Problem to solve >>
How many lines of the records hold the string "React"? Reply with the number alone.
— Start of Listed entries —
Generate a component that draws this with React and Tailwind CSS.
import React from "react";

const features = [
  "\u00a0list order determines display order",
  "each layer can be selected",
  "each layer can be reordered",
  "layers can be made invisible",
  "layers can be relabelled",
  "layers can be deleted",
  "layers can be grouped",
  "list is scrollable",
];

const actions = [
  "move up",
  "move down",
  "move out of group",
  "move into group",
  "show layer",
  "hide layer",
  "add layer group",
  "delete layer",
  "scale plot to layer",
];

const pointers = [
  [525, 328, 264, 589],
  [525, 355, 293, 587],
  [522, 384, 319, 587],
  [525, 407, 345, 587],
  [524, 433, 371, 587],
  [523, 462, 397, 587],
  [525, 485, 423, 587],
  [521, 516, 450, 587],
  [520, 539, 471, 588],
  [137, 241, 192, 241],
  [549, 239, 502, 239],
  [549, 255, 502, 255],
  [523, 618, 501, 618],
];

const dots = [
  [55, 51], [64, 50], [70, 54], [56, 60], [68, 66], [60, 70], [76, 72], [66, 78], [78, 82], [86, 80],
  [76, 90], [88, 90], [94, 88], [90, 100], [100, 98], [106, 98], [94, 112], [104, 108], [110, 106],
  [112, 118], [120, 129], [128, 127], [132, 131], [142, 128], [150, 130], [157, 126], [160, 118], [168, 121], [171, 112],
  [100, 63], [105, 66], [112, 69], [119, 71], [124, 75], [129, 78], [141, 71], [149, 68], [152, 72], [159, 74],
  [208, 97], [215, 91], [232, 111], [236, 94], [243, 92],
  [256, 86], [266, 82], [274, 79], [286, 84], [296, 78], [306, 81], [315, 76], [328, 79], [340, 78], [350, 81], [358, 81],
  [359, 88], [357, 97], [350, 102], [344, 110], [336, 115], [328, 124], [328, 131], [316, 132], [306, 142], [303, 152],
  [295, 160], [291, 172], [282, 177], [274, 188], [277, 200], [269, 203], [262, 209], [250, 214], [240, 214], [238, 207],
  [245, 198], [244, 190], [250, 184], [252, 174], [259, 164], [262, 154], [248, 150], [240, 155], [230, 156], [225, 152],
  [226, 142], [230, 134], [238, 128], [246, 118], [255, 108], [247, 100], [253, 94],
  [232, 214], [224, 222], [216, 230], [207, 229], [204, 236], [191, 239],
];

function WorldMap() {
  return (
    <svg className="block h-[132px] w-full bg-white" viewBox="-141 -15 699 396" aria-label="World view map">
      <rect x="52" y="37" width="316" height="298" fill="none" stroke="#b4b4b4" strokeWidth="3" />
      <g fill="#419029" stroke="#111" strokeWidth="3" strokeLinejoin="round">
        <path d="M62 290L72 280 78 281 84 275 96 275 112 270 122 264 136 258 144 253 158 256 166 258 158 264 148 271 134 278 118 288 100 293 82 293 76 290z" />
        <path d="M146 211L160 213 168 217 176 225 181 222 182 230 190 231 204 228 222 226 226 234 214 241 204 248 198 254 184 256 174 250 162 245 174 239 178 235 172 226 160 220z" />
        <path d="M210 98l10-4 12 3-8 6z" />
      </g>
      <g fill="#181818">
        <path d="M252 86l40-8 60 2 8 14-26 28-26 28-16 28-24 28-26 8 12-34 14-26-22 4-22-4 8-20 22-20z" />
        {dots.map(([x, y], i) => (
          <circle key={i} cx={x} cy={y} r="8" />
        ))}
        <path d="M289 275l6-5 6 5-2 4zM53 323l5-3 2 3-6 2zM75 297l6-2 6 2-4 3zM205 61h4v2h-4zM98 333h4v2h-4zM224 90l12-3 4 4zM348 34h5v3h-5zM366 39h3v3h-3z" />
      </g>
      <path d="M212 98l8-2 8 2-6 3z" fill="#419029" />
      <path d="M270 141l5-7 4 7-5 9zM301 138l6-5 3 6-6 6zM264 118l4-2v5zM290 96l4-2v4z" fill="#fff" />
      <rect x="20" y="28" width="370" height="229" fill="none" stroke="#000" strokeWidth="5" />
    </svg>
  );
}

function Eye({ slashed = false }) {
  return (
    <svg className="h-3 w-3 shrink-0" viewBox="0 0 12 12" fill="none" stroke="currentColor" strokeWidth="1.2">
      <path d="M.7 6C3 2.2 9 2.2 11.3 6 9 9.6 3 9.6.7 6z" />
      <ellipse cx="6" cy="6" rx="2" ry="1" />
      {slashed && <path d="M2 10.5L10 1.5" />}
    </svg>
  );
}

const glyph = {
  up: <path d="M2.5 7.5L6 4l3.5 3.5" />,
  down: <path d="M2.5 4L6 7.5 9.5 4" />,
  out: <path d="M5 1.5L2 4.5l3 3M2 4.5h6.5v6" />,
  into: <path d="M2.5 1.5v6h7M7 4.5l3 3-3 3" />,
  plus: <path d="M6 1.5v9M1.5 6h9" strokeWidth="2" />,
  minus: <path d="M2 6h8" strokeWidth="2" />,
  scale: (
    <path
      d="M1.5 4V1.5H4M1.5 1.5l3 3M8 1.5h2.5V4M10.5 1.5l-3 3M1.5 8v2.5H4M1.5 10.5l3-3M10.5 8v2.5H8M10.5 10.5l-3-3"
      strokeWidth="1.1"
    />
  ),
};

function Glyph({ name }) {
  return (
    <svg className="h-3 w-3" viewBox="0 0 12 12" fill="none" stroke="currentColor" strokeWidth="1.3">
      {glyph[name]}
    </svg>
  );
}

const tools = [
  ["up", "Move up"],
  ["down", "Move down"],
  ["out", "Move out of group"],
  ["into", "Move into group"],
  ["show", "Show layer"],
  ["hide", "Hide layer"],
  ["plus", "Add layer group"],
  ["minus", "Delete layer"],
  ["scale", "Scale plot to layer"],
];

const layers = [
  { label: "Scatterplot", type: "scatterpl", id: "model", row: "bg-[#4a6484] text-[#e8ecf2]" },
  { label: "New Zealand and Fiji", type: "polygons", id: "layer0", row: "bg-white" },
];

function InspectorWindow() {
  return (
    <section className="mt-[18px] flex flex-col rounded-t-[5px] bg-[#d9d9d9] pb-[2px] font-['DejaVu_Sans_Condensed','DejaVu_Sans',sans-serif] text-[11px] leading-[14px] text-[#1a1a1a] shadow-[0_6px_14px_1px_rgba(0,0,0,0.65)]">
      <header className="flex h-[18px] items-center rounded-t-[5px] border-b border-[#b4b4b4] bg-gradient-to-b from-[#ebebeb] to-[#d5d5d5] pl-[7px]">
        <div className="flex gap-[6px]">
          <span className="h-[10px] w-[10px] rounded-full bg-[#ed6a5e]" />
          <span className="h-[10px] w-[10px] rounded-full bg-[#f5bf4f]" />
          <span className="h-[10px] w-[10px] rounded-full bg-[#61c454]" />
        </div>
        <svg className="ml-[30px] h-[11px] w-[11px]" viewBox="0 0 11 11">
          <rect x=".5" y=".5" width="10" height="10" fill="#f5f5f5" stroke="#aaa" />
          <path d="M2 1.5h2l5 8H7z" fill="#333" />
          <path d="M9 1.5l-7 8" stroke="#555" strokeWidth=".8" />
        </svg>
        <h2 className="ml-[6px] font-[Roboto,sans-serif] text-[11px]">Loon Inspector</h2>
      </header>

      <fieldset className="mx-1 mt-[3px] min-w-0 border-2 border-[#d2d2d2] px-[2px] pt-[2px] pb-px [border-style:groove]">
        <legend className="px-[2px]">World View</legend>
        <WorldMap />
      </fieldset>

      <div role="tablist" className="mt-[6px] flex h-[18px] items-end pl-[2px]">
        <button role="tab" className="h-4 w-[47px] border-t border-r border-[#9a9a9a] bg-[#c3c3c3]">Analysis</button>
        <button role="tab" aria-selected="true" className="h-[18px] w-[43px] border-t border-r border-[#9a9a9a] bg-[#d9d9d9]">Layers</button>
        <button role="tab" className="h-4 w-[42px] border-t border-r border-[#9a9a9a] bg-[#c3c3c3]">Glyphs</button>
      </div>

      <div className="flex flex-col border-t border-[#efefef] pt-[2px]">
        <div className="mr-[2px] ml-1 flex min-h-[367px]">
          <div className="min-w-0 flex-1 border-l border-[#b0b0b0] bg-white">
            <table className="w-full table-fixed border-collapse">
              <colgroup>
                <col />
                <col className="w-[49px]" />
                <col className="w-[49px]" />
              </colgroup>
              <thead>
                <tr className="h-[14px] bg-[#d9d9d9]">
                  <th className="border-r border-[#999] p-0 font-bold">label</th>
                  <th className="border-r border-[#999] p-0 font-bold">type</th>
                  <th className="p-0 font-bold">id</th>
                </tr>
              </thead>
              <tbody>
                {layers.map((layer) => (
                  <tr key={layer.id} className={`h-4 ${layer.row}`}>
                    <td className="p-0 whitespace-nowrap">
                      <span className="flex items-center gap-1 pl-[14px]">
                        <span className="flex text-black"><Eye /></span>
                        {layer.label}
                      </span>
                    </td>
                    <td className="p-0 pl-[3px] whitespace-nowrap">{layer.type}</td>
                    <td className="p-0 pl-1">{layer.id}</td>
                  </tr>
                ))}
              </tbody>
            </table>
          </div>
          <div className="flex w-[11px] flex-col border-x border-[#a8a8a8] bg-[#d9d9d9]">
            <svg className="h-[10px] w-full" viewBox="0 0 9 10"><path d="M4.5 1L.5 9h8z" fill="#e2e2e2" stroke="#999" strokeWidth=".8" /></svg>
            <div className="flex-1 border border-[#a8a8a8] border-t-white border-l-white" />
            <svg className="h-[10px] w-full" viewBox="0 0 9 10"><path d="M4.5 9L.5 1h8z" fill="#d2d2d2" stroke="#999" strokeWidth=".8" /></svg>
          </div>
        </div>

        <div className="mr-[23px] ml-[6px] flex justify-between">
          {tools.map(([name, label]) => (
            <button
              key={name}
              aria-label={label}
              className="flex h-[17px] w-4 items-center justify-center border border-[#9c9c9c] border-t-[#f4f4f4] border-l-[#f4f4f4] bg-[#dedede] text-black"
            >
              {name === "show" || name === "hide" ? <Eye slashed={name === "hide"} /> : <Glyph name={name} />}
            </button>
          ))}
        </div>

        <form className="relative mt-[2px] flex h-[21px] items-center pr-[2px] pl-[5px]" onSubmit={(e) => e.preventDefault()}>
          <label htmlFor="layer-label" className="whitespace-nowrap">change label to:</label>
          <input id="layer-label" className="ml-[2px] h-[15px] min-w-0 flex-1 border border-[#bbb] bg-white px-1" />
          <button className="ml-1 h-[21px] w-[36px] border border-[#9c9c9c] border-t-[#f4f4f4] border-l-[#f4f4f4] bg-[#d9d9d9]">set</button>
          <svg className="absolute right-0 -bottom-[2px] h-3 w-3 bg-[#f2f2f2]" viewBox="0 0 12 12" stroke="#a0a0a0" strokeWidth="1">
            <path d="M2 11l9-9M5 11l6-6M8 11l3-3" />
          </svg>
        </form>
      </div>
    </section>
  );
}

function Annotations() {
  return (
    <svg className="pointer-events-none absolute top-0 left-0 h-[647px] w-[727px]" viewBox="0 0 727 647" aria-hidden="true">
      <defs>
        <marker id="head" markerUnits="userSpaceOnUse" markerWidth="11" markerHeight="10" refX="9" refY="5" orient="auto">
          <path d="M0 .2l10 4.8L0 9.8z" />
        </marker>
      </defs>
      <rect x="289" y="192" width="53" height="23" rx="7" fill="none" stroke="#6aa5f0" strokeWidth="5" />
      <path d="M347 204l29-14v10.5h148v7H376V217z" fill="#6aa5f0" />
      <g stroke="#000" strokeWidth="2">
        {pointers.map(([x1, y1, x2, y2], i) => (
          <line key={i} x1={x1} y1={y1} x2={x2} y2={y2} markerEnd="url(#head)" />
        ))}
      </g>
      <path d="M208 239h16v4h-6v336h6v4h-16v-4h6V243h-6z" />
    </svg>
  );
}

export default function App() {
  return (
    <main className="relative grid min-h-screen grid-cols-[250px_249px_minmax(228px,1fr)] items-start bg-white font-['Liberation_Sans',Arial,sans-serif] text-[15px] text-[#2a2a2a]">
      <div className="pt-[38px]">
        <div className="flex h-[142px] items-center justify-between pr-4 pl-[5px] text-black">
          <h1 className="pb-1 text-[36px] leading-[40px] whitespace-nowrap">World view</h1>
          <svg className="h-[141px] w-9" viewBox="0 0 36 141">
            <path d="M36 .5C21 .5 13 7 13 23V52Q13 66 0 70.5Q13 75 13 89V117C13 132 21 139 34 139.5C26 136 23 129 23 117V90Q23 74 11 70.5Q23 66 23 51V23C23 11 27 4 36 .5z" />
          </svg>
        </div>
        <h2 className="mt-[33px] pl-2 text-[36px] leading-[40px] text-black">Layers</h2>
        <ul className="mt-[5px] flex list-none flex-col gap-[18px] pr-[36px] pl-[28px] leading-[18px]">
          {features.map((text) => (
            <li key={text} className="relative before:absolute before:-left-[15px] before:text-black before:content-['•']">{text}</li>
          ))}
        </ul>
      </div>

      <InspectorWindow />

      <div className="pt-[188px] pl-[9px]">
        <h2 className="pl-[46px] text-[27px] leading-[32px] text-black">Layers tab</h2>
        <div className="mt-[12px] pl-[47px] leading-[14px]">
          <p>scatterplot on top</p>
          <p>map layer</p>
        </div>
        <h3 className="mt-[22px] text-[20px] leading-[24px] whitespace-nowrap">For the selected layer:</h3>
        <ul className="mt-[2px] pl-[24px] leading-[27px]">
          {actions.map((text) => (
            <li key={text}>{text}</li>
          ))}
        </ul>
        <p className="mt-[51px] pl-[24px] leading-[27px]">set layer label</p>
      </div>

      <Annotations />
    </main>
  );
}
— End of Listed entries —
— Start of Listed entries —
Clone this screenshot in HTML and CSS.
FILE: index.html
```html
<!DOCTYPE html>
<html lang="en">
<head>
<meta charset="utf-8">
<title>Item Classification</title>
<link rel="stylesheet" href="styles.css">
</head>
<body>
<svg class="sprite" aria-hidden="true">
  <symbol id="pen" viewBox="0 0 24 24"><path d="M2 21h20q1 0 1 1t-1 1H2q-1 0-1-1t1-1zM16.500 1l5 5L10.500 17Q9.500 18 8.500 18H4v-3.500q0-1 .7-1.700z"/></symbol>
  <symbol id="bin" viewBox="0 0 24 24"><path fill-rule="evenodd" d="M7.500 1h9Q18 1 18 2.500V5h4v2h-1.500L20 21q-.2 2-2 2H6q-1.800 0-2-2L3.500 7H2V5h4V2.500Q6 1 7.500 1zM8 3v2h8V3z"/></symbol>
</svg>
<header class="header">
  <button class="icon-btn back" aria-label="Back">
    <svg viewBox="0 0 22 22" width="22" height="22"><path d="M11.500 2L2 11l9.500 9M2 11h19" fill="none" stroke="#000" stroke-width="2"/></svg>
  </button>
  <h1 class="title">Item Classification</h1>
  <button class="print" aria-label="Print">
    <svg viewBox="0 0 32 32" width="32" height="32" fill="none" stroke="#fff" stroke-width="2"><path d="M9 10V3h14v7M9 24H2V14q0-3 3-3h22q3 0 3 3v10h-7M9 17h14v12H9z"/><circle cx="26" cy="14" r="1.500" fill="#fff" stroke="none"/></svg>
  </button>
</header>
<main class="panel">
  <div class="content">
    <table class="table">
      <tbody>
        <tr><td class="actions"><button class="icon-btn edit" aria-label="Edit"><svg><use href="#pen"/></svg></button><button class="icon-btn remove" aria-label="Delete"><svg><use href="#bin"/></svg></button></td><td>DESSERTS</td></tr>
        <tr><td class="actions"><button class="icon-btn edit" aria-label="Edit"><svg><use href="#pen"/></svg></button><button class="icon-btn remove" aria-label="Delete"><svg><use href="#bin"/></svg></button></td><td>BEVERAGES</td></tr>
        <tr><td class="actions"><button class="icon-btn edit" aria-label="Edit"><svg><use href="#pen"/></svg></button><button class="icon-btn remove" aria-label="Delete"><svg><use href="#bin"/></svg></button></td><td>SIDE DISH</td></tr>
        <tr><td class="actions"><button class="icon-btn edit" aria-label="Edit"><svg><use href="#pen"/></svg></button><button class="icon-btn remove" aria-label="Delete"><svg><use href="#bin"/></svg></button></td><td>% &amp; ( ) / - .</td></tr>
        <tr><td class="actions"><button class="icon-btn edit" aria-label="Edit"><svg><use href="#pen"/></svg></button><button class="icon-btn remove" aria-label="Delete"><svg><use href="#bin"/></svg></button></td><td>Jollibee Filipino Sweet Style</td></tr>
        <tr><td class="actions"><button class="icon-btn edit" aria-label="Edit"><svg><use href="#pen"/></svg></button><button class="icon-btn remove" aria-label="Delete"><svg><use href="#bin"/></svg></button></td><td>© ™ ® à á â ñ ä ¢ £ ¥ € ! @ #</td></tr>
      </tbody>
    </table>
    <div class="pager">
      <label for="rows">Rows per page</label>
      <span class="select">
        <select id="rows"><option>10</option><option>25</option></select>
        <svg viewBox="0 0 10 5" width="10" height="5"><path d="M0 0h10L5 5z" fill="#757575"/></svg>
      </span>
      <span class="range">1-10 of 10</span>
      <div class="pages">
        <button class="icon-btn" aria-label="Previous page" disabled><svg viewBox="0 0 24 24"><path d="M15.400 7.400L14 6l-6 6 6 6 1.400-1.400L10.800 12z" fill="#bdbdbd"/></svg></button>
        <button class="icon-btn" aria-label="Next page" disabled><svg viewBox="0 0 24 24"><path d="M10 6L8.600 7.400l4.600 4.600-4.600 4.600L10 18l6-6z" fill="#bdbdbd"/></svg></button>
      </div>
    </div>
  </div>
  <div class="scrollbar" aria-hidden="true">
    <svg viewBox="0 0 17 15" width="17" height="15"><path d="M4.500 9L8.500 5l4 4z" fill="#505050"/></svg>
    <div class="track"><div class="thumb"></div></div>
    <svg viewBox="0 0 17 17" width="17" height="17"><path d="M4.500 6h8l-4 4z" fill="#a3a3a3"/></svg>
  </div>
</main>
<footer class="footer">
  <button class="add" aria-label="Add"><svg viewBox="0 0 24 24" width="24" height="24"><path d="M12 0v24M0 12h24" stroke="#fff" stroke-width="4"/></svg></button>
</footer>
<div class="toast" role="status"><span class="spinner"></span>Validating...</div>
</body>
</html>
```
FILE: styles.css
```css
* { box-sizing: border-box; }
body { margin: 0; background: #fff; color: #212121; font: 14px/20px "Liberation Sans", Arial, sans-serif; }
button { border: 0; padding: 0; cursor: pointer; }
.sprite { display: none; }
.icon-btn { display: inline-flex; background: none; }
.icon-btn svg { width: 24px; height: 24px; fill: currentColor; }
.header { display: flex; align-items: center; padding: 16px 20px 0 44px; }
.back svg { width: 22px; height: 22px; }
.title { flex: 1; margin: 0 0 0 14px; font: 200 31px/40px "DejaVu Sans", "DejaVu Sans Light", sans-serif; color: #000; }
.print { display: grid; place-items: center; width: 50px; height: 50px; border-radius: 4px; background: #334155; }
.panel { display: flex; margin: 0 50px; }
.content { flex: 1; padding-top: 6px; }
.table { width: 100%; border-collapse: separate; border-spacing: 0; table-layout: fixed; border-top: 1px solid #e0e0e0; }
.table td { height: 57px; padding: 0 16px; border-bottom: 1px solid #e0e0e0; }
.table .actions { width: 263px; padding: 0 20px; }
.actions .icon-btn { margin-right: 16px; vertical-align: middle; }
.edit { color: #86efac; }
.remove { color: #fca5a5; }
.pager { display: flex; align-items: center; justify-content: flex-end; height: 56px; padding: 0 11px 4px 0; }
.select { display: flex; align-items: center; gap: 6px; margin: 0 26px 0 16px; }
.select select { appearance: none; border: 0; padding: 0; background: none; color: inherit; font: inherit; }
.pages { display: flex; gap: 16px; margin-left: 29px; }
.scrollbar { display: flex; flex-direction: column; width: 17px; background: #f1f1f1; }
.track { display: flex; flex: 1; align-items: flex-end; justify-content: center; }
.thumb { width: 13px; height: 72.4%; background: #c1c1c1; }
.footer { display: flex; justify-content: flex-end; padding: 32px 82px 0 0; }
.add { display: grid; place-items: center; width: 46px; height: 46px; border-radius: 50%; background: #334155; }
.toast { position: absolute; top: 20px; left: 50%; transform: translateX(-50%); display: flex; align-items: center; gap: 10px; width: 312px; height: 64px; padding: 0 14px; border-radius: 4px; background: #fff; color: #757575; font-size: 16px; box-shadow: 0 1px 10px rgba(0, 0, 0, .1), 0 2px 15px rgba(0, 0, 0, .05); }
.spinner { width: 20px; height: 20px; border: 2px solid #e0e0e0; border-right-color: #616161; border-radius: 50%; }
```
— End of Listed entries —
Result of this exercise >>
2